Monday, September 29, 2008

The MMA Post: 50 Cent vs. Revolting Cocks

Like most MMA fans, I've spent a good deal of time wishing I was one of those modern day gladiators we call fighters. Now, I don't really want to be an MMA fighter. My cardio is shit, and more importantly, I don't relish the idea of getting my head kicked in on television.

Mostly, I just want to walk down the ramp to the octagon with crowd cheering me on. I've thought a lot about how that walk would go. I've really thought about my entrance music. I think I have it down to two songs.

So in honour of this weekend's Elite XC fight, here are my would-be MMA entrance themes.

The Main Event

In the blue corner, from Queens, New York, the man who took his rap money and invested in a delicious sports drink, FIDDY CENT!

Everybody knows Fiddy's story by this point, so there's no reason for me to get redundant.

In fact, I'm not going to write anything at all. This song makes me insane. It's so good. I love how intentionally obnoxious it is.

Two lines for you to think on:

"Have a baby by me, baby/be a millionaire/I'll write the cheque before the baby comes/who the fuck cares?"

and

"Get a tan?/I'm already black/Rich?/I'm already that."

Wow.



The Competition

In the red corner, from Chicago, Texas, Belgium and various other places, THE REVOLTING COCKS!

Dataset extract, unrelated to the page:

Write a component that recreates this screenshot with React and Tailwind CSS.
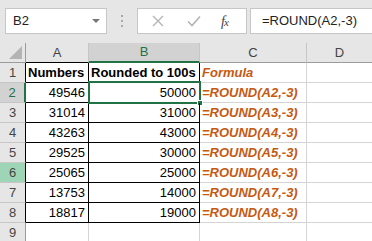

The Revolting Cocks are basically just Al Jourgensen from Ministry and a rotating cast of other musicians. Rumour has it the band was named by an angry bartender. Jourgensen and some of his buddies were being tossed from a bar in the early '80s. As the bartender ejected them, he called them "a bunch of revolting cocks."

I have an odd relationship with Ministry. I never got as into them as most of my friends did, but I love all of Jourgensen's non-Ministry side projects (The Cocks, 1,000 Homo DJs). It's just his main band I'm sort of indifferent to.

This is The Revolting Cocks cover of Rod Stewart's "Do Ya' Think I'm Sexy." I have a feeling like there's a fighter who's already used this as entrance music, but I could be wrong. I know Jenna Jameseon used to strip to it when she feature danced. (I read that in her autobiography.)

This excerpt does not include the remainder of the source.